これらの研究開発が進むことで、SLAM技術はさらに進化し、自律移動システムやAR/VR技術の可能性を大きく広げていくと考えられます。

まとめ:SLAMが拓く未来

この記事では、SLAM(自己位置推定と環境地図作成の同時実行)アルゴリズムについて、初心者向けにその基本から詳細までを解説しました。

SLAMは、ロボットやデバイスが未知の環境に置かれた際に、「自分がどこにいるか」を推定しながら、同時に「周囲の環境がどうなっているか」の地図を作成するという、相互に依存する二つの困難なタスクを解決する技術です。この「鶏と卵」のような問題を解決するために、センサーによる環境の観測、フロントエンドによる局所的な移動推定、バックエンドによる大局的な位置と地図の最適化、そしてループクロージャによる全体的な整合性の確保といった、様々な要素が連携して機能します。

SLAMは、カメラ、LiDAR、IMUなど、様々なセンサーからの情報を活用します。これらのセンサーはそれぞれ異なる特性を持っており、単独で使われたり、複数組み合わせてセンサーフュージョンが行われたりします。アルゴリズムも、センサーの種類やアプローチ(確率的フィルタリング、グラフベース)によって多様であり、ビジュアルSLAM、LiDAR SLAM、マルチセンサーフュージョンSLAMなど、様々な系統があります。

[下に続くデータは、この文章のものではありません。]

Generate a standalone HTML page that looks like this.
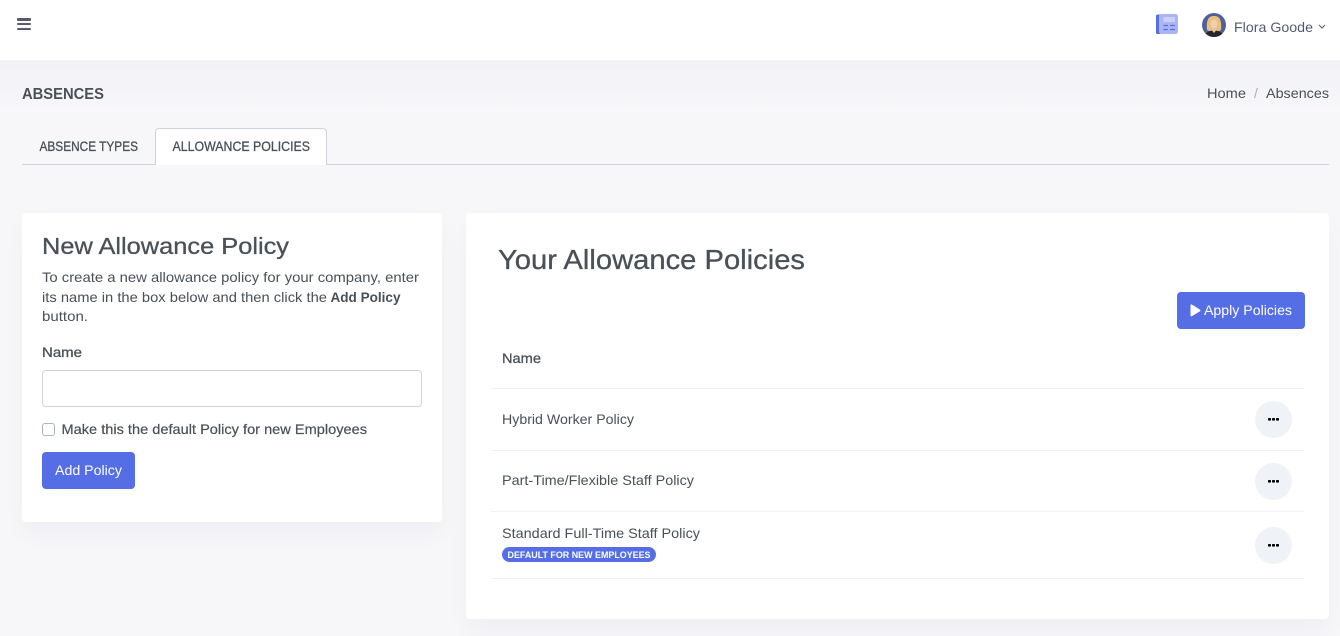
<!DOCTYPE html>
<html><head><meta charset="utf-8"><style>
html,body{margin:0;padding:0;width:1340px;height:636px;overflow:hidden;background:#f7f7fa}
.a{position:absolute;box-sizing:border-box}
svg.t{position:absolute;left:0;top:0}
svg.t text{font-family:"Liberation Sans",sans-serif;fill:#495057}
.b{font-weight:700}
svg.t text.m{stroke:#495057;stroke-width:.3px}
</style></head><body>
<div class="a" style="left:0;top:60px;width:1340px;height:50px;background:linear-gradient(#f2f2f6,#f7f7fa)"></div>
<div class="a" style="left:0;top:0;width:1340px;height:60px;background:#fff"></div>
<div class="a" style="left:17px;top:18px;width:14px;height:2.5px;border-radius:1px;background:#555b6d"></div>
<div class="a" style="left:17px;top:22.7px;width:14px;height:2.5px;border-radius:1px;background:#555b6d"></div>
<div class="a" style="left:17px;top:27.5px;width:14px;height:2.5px;border-radius:1px;background:#555b6d"></div>

<svg class="a" style="left:1150px;top:10px" width="34" height="28" viewBox="0 0 34 28">
<rect x="6" y="4.5" width="5" height="19.5" rx="1.8" fill="#556ee6"/>
<rect x="9" y="4" width="19" height="20" rx="2.5" fill="#a9b5f4"/>
<rect x="13.5" y="7" width="11.5" height="5" rx=".5" fill="#c9d1f9"/>
<path d="M13.5 15.5h4.5M20 15.5h5M13.5 19.5h4.5M20 19.5h5" stroke="#556ee6" stroke-width="1.3"/>
</svg>
<svg class="a" style="left:1202px;top:13px" width="24" height="24" viewBox="0 0 24 24">
<defs><clipPath id="c"><circle cx="12" cy="12" r="12"/></clipPath></defs>
<g clip-path="url(#c)"><rect width="24" height="24" fill="#4f5f9c"/>
<path d="M5 17C4 6 7 3 12 3s8 3 7 14l-2 1H7z" fill="#e9c079"/>
<ellipse cx="12" cy="11" rx="3.4" ry="4.4" fill="#efcfb2"/>
<path d="M2 25c0-5 5-7.5 10-7.5s10 2.500 10 7.500z" fill="#25252b"/>
<path d="M10 15h4v2.500l-2 2.500-2-2.500z" fill="#e6c2a6"/></g>
</svg>
<svg class="a" style="left:1317px;top:23px" width="10" height="8" viewBox="0 0 10 8"><path d="M2 2l3 3 3-3" fill="none" stroke="#555b6d" stroke-width="1"/></svg>

<div class="a" style="left:22px;top:164px;width:1307px;height:1px;background:#ced4da"></div>
<div class="a" style="left:155px;top:128px;width:172px;height:37px;background:#fff;border:1px solid #ced4da;border-bottom:0;border-radius:4px 4px 0 0"></div>

<div class="a" style="left:22px;top:213px;width:420px;height:309px;background:#fff;border-radius:4px;box-shadow:0 12px 24px rgba(18,38,63,.035)"></div>
<div class="a" style="left:466px;top:213px;width:863px;height:406px;background:#fff;border-radius:4px;box-shadow:0 12px 24px rgba(18,38,63,.035)"></div>

<div class="a" style="left:42px;top:370px;width:380px;height:37px;background:#fff;border:1px solid #ced4da;border-radius:4px"></div>
<div class="a" style="left:42px;top:423px;width:13px;height:13px;background:#fff;border:1px solid #adb5bd;border-radius:3px"></div>
<div class="a" style="left:42px;top:452px;width:93px;height:37px;background:#556ee6;border-radius:4px"></div>
<div class="a" style="left:1177px;top:292px;width:128px;height:37px;background:#556ee6;border-radius:4px"></div>
<svg class="a" style="left:1189px;top:304px" width="13" height="13" viewBox="0 0 13 13"><path d="M1.500 1.200c0-.8.7-1 1.300-.7l8.200 5.100c.6.400.6 1.200 0 1.600l-8.200 5c-.6.300-1.300.100-1.300-.7z" fill="#fff"/></svg>

<div class="a" style="left:491px;top:388px;width:813px;height:1px;background:#eff2f7"></div>
<div class="a" style="left:491px;top:450px;width:813px;height:1px;background:#eff2f7"></div>
<div class="a" style="left:491px;top:511px;width:813px;height:1px;background:#eff2f7"></div>
<div class="a" style="left:491px;top:578px;width:813px;height:1px;background:#eff2f7"></div>

<div class="a" style="left:1255px;top:401px;width:37px;height:37px;border-radius:50%;background:#eff2f7"></div>
<div class="a" style="left:1255px;top:463px;width:37px;height:37px;border-radius:50%;background:#eff2f7"></div>
<div class="a" style="left:1255px;top:527px;width:37px;height:37px;border-radius:50%;background:#eff2f7"></div>
<svg class="a" style="left:1255px;top:401px" width="37" height="163" viewBox="0 0 37 163" fill="#000">
<rect x="13" y="17" width="3" height="2.600" rx=".8"/><rect x="17" y="17" width="3" height="2.600" rx=".8"/><rect x="21" y="17" width="3" height="2.600" rx=".8"/>
<rect x="13" y="79" width="3" height="2.600" rx=".8"/><rect x="17" y="79" width="3" height="2.600" rx=".8"/><rect x="21" y="79" width="3" height="2.600" rx=".8"/>
<rect x="13" y="143" width="3" height="2.600" rx=".8"/><rect x="17" y="143" width="3" height="2.600" rx=".8"/><rect x="21" y="143" width="3" height="2.600" rx=".8"/>
</svg>
<div class="a" style="left:502px;top:547px;width:154px;height:15px;border-radius:8px;background:#556ee6"></div>

<svg class="t" width="1340" height="636">
<text x="1234" y="32" font-size="14" textLength="79" lengthAdjust="spacingAndGlyphs" style="fill:#555b6d">Flora Goode</text>
<text class="b" x="22" y="99" font-size="15.500" textLength="82" lengthAdjust="spacingAndGlyphs">ABSENCES</text>
<text x="1207" y="98" font-size="14" textLength="39" lengthAdjust="spacingAndGlyphs">Home</text>
<text x="1254" y="98" font-size="14" style="fill:#a6adb5">/</text>
<text x="1266" y="98" font-size="14" textLength="63" lengthAdjust="spacingAndGlyphs">Absences</text>
<text class="m" x="39.500" y="151" font-size="13.500" textLength="98.500" lengthAdjust="spacingAndGlyphs">ABSENCE TYPES</text>
<text class="m" x="172.500" y="151" font-size="13.500" textLength="137.500" lengthAdjust="spacingAndGlyphs">ALLOWANCE POLICIES</text>
<text class="m" x="42" y="254" font-size="23.500" textLength="247" lengthAdjust="spacingAndGlyphs">New Allowance Policy</text>
<text x="42" y="282" font-size="14" textLength="377" lengthAdjust="spacingAndGlyphs">To create a new allowance policy for your company, enter</text>
<text x="42" y="302" font-size="14" textLength="285" lengthAdjust="spacingAndGlyphs">its name in the box below and then click the</text>
<text class="b" x="330.500" y="302" font-size="14" textLength="70" lengthAdjust="spacingAndGlyphs">Add Policy</text>
<text x="42" y="321" font-size="14" textLength="46" lengthAdjust="spacingAndGlyphs">button.</text>
<text class="m" x="42" y="357" font-size="14" textLength="40" lengthAdjust="spacingAndGlyphs">Name</text>
<text class="m" x="61.500" y="434" font-size="14" textLength="305.500" lengthAdjust="spacingAndGlyphs" style="stroke-width:.2px">Make this the default Policy for new Employees</text>
<text x="55" y="475" font-size="14" textLength="67" lengthAdjust="spacingAndGlyphs" style="fill:#fff">Add Policy</text>
<text class="m" x="498" y="269" font-size="28" textLength="307" lengthAdjust="spacingAndGlyphs">Your Allowance Policies</text>
<text x="1204" y="315" font-size="14" textLength="88" lengthAdjust="spacingAndGlyphs" style="fill:#fff">Apply Policies</text>
<text class="m" x="502" y="363" font-size="14" textLength="39" lengthAdjust="spacingAndGlyphs">Name</text>
<text x="502" y="424" font-size="14" textLength="132" lengthAdjust="spacingAndGlyphs">Hybrid Worker Policy</text>
<text x="502" y="485" font-size="14" textLength="192" lengthAdjust="spacingAndGlyphs">Part-Time/Flexible Staff Policy</text>
<text x="502" y="538" font-size="14" textLength="198" lengthAdjust="spacingAndGlyphs">Standard Full-Time Staff Policy</text>
<text class="b" x="507.500" y="558" font-size="9.500" textLength="143" lengthAdjust="spacingAndGlyphs" style="fill:#fff">DEFAULT FOR NEW EMPLOYEES</text>
</svg>
</body></html>
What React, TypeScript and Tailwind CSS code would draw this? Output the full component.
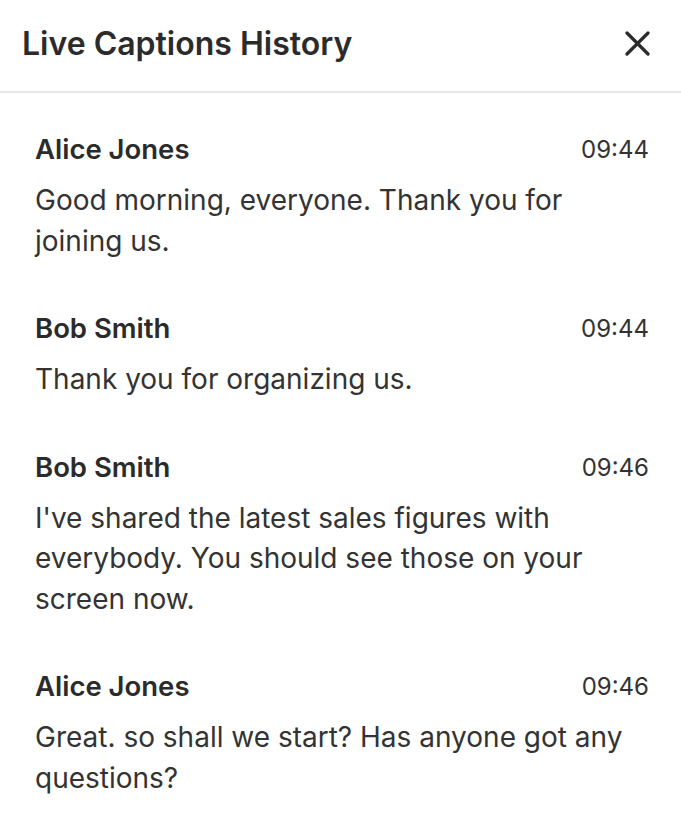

しかし、SLAMには依然として、動的な環境への対応、テクスチャの少ない場所でのロバスト性、計算リソースの制約、大規模環境へのスケーラビリティなど、いくつかの重要な課題が存在します。これらの課題を克服するために、ディープラーニングの活用、協調SLAM、クラウドSLAMといった新しいアプローチの研究開発が進められています。

SLAM技術は、ロボット掃除機から始まり、自動運転、ドローン、AR/VR、産業用ロボット、災害救助、宇宙探査に至るまで、非常に幅広い分野で応用されており、私たちの生活や産業のあり方を大きく変えつつあります。SLAMの精度とロバスト性がさらに向上することで、これらの分野の自律化やインテリジェント化が加速し、より安全で効率的、そして便利な社会の実現に貢献していくでしょう。

SLAMは、単なるアルゴリズムの集合体ではなく、「機械がどのように環境を認識し、その中で自律的に行動するか」という知的な活動の根幹に関わる技術です。この記事を通して、SLAMの面白さとその重要性を感じていただけたなら幸いです。この分野は今も進化し続けており、学ぶべきこと、そして貢献できることはたくさんあります。もし興味を持たれたなら、ぜひさらに深く探求してみてください。